#### Dataset section ####

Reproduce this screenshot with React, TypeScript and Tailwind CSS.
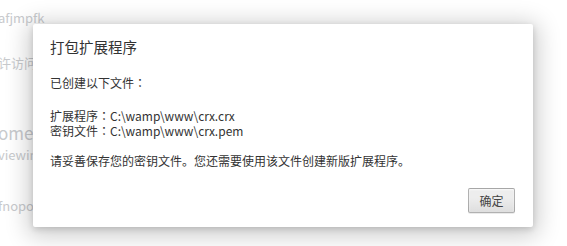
export default function App() {
  const font = { fontFamily: '"Noto Sans CJK SC", "Noto Sans", sans-serif' };
  const colon = <span style={{ fontFamily: '"Noto Sans CJK TC", sans-serif' }}>：</span>;
  return (
    <div className="relative w-[567px] h-[246px] overflow-hidden bg-white" style={font}>
      {/* Faded page behind the dialog */}
      <div className="flex flex-col text-[#c8cacd] text-[13px] leading-[16px] ml-[-2px]">
        <div className="mt-[10px]">afjmpfk</div>
        <div className="mt-[29px]">许访问文件网址</div>
        <div className="mt-[52px] text-[17px] leading-[20px]">ome</div>
        <div className="mt-[4px]">viewing</div>
        <div className="mt-[35px]">fnopoo</div>
      </div>

      {/* Dialog */}
      <div className="absolute left-[33px] top-[24px] w-[500px] h-[203px] bg-white rounded-[2px] shadow-[0_4px_23px_5px_rgba(0,0,0,0.2),0_2px_6px_rgba(0,0,0,0.15)] flex flex-col pl-[17px] pr-[18px] pt-[13px] pb-[14px] text-[#333]">
        <div className="text-[14.5px] leading-[20px] text-[#333]">打包扩展程序</div>
        <div className="mt-[18px] text-[12px] leading-[15px]">已创建以下文件{colon}</div>
        <div className="mt-[18px] text-[12px] leading-[15px]">
          <div>扩展程序{colon}C:\wamp\www\crx.crx</div>
          <div>密钥文件{colon}C:\wamp\www\crx.pem</div>
        </div>
        <div className="mt-[15px] text-[12px] leading-[15px]">
          请妥善保存您的密钥文件。您还需要使用该文件创建新版扩展程序。
        </div>
        <div className="mt-auto flex justify-end">
          <button className="w-[47px] h-[25px] text-[12px] text-[#444] rounded-[2px] border border-[rgba(0,0,0,0.25)] bg-[linear-gradient(#ededed,#ededed_38%,#dedede)] shadow-[0_1px_0_rgba(0,0,0,0.08),inset_0_1px_2px_rgba(255,255,255,0.75)]">
            确定
          </button>
        </div>
      </div>
    </div>
  );
}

####

Written problem: Every line above should be repeated exactly; pictures stay out of the copy.

Response to this exercise:
Reproduce this screenshot with React, TypeScript and Tailwind CSS.
export default function App() {
  const font = { fontFamily: '"Noto Sans CJK SC", "Noto Sans", sans-serif' };
  const colon = <span style={{ fontFamily: '"Noto Sans CJK TC", sans-serif' }}>：</span>;
  return (
    <div className="relative w-[567px] h-[246px] overflow-hidden bg-white" style={font}>
      {/* Faded page behind the dialog */}
      <div className="flex flex-col text-[#c8cacd] text-[13px] leading-[16px] ml-[-2px]">
        <div className="mt-[10px]">afjmpfk</div>
        <div className="mt-[29px]">许访问文件网址</div>
        <div className="mt-[52px] text-[17px] leading-[20px]">ome</div>
        <div className="mt-[4px]">viewing</div>
        <div className="mt-[35px]">fnopoo</div>
      </div>

      {/* Dialog */}
      <div className="absolute left-[33px] top-[24px] w-[500px] h-[203px] bg-white rounded-[2px] shadow-[0_4px_23px_5px_rgba(0,0,0,0.2),0_2px_6px_rgba(0,0,0,0.15)] flex flex-col pl-[17px] pr-[18px] pt-[13px] pb-[14px] text-[#333]">
        <div className="text-[14.5px] leading-[20px] text-[#333]">打包扩展程序</div>
        <div className="mt-[18px] text-[12px] leading-[15px]">已创建以下文件{colon}</div>
        <div className="mt-[18px] text-[12px] leading-[15px]">
          <div>扩展程序{colon}C:\wamp\www\crx.crx</div>
          <div>密钥文件{colon}C:\wamp\www\crx.pem</div>
        </div>
        <div className="mt-[15px] text-[12px] leading-[15px]">
          请妥善保存您的密钥文件。您还需要使用该文件创建新版扩展程序。
        </div>
        <div className="mt-auto flex justify-end">
          <button className="w-[47px] h-[25px] text-[12px] text-[#444] rounded-[2px] border border-[rgba(0,0,0,0.25)] bg-[linear-gradient(#ededed,#ededed_38%,#dedede)] shadow-[0_1px_0_rgba(0,0,0,0.08),inset_0_1px_2px_rgba(255,255,255,0.75)]">
            确定
          </button>
        </div>
      </div>
    </div>
  );
}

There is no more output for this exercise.